According to McKinsey, the potential economic value from quantum computing 2035 will be about $1.5 trillion, resulting in tremendous investment to be leaders in this space.
I would consider quantum computing as a sort of arms race that was initially sparked when Professor Peter Shor from MIT published his quantum factoring algorithm, which showed that with a powerful enough quantum computer, RSA could be decrypted. All our encryption is based on some kind of variant of this and governments took notice.
Public investments have increased year after year. As of 2023, there was a record of $42 billion in government investments. Now, some countries have a version of a quantum initiative aimed at building the most powerful quantum computer while developing methods to prevent quantum RSA attacks. This has also evolved into large national defense projects across most three-letter agencies. On the private funding side, investments have decreased between 2022 and 2023, from $2.33 billion to $1.7 billion, which is due to a few reasons, including the stabilization of the quantum landscape and expectations of ROI. When we talk about ROI, it’s important to distinguish between short-term and long-term.
Most companies are focusing on long-term ROI, adopting a 'build it now, use it later' mentality. Companies are publishing articles, algorithms, and patents with the knowledge that their usefulness for real-world applications depends on the maturity of quantum hardware. These companies are looking to own IP for the long-term ROI.
This is not to say short-term ROI is not important, because it is. Using imaginative methods and hybrid processes, short-term ROI has been achieved in areas such as optimization and machine learning. This is not universal and tends to be on a case-by-case basis, typically centered around speed, ability to represent complex combinatorial data structures, more expressive models created with less data, and decreased power consumption. For short-term ROI, imagination and thinking outside the box are important.

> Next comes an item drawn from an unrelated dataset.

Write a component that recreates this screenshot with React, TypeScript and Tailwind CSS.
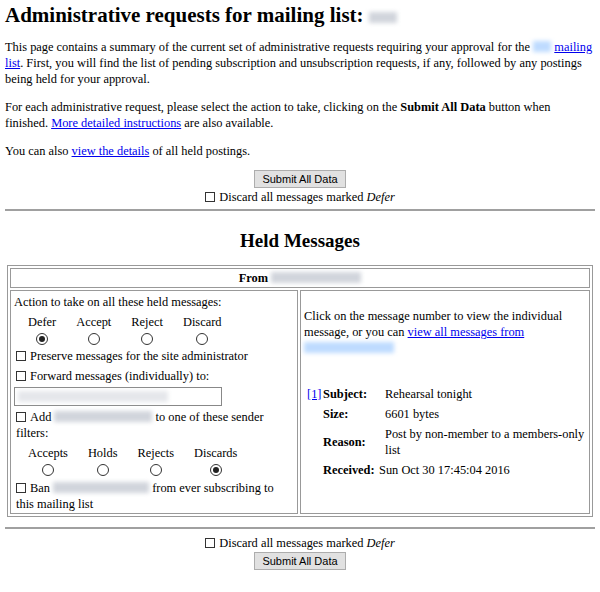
const serif = { fontFamily: '"Liberation Serif", "Times New Roman", serif' };

function Blur({ w, color = 'bg-gray-300' }: { w: number; color?: string }) {
  return <span className={`inline-block h-[11px] align-[-1px] blur-[2px] ${color}`} style={{ width: w }} />;
}

function Box() {
  return <span className="inline-block w-[10px] h-[10px] border border-[#333] bg-white align-[-1px] mr-[4px]" />;
}

function Radio({ on }: { on?: boolean }) {
  return (
    <span className="inline-flex w-[12px] h-[12px] rounded-full border border-[#333] bg-white items-center justify-center">
      {on && <span className="w-[6px] h-[6px] rounded-full bg-[#222]" />}
    </span>
  );
}

function Btn() {
  return (
    <button className="px-[7px] h-[18px] border border-[#adadad] bg-[#e1e1e1] text-[11px] leading-[16px] text-black" style={{ fontFamily: '"Liberation Sans", Arial, sans-serif' }}>
      Submit All Data
    </button>
  );
}

function Radios({ labels, on }: { labels: string[]; on: number }) {
  return (
    <div className="flex gap-[20px] pl-[14px] my-[3px]">
      {labels.map((l, i) => (
        <div key={l} className="flex flex-col items-center gap-[3px]">
          <span>{l}</span>
          <Radio on={i === on} />
        </div>
      ))}
    </div>
  );
}

export default function App() {
  const a = 'text-[#0000ee] underline';
  return (
    <div className="bg-white text-black text-[12.4px] leading-[16px] px-[5px] pt-[2px] w-[600px] h-[592px] overflow-hidden" style={serif}>
      <h1 className="text-[21px] leading-[26px] font-bold mb-[11px]">
        Administrative requests for mailing list: <Blur w={28} />
      </h1>
      <p className="mb-[12px]">
        This page contains a summary of the current set of administrative requests requiring your approval for the{' '}
        <Blur w={18} color="bg-blue-200" /> <a className={a}>mailing list</a>. First, you will find the list of pending subscription and unsubscription requests, if any, followed by any postings being held for your approval.
      </p>
      <p className="mb-[12px]">
        For each administrative request, please select the action to take, clicking on the <b>Submit All Data</b> button when finished. <a className={a}>More detailed instructions</a> are also available.
      </p>
      <p className="mb-[6px]">
        You can also <a className={a}>view the details</a> of all held postings.
      </p>
      <div className="flex flex-col items-center pt-[5px]">
        <Btn />
        <div className="mt-[1px]">
          <Box />Discard all messages marked <i>Defer</i>
        </div>
      </div>
      <hr className="border-0 border-t-2 border-[#a0a0a0] mt-[4px] mb-[18px]" />
      <h2 className="text-[19px] leading-[24px] font-bold text-center mb-[12px]">Held Messages</h2>
      <div className="mx-[2px] border border-[#999] p-[2px]">
        <div className="border border-[#999] text-center font-bold h-[20px] leading-[18px]">
          From <Blur w={90} />
        </div>
        <div className="grid grid-cols-[288px_1fr] gap-[2px] mt-[2px]">
          <div className="border border-[#999] px-[3px] pt-[3px] pb-[1px]">
            <div className="mb-[4px]">Action to take on all these held messages:</div>
            <Radios labels={['Defer', 'Accept', 'Reject', 'Discard']} on={0} />
            <div className="pl-[2px] mb-[4px]"><Box />Preserve messages for the site administrator</div>
            <div className="pl-[2px] mb-[3px]"><Box />Forward messages (individually) to:</div>
            <div className="w-[208px] h-[19px] border border-[#888] flex items-center px-[3px] mb-[3px]"><Blur w={150} color="bg-gray-200" /></div>
            <div className="pl-[2px]"><Box />Add <Blur w={98} /> to one of these sender filters:</div>
            <div className="mt-[4px]"><Radios labels={['Accepts', 'Holds', 'Rejects', 'Discards']} on={3} /></div>
            <div className="pl-[2px] mt-[4px]"><Box />Ban <Blur w={96} /> from ever subscribing to this mailing list</div>
          </div>
          <div className="border border-[#999] px-[3px] flex flex-col justify-center">
            <p className="mb-[30px]">
              Click on the message number to view the individual message, or you can <a className={a}>view all messages from</a> <Blur w={90} color="bg-blue-200" />
            </p>
            <div className="grid grid-cols-[16px_62px_1fr] gap-y-[4px] items-center pl-[3px] mb-[18px]">
              <a className={a}>[1]</a><b>Subject:</b><span>Rehearsal tonight</span>
              <span /><b>Size:</b><span>6601 bytes</span>
              <span /><b>Reason:</b><span>Post by non-member to a members-only list</span>
              <span /><b>Received:</b><span className="-ml-[6px]">Sun Oct 30 17:45:04 2016</span>
            </div>
          </div>
        </div>
      </div>
      <hr className="border-0 border-t-2 border-[#a0a0a0] mt-[10px] mb-[6px]" />
      <div className="flex flex-col items-center">
        <div className="mb-[1px]"><Box />Discard all messages marked <i>Defer</i></div>
        <Btn />
      </div>
    </div>
  );
}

Hybrid reality and convergence
Currently, quantum computers are still in their early stages of development. Professor John Preskill coined what the industry refers to as the Noisy Intermediate-Scale Quantum (NISQ) era – meaning systems are powerful, but still noisy and limited. They can solve only small, specialized problems and they need help from traditional computers to get meaningful results.
Quantum computing will complement an HPC center, serving as another tool in the computational toolbox that can be utilized as an accelerator, a higher-dimensional feature engineer, or a simulator, among other applications.
There has been extensive research in the QML areas, including quantum neural networks, quantum reservoirs, quantum natural language processing, and quantum LLMs, with mixed results. This is to be expected with such new and young technology, which is very different from anything the world has seen before. This is uncharted territory with no established rules or best practices; these are being defined in real-time. Being creative and thinking outside the box is imperative – maybe even thinking more like a physicist than a statistician will facilitate breaking out of the box.
Where we stand
Quantum computing right now is like standing on the event horizon of a black hole.
We have no idea about how some aspects of quantum computing work, but we know how to use it. We can peer into it, measure its effects, but don’t have the complete picture.
Every week, there are publications of incredible new results or discoveries. We are pushing technology to the quantum level, taking advantage of the strange world of quantum physics, where things can exist in two states simultaneously, be entangled across light-years, tunnel through barriers, and be teleported. This makes for an extremely challenging field, but that’s why it’s so much fun. In fact, I think it is the most exciting technological evolution and it will have the greatest impact on humankind.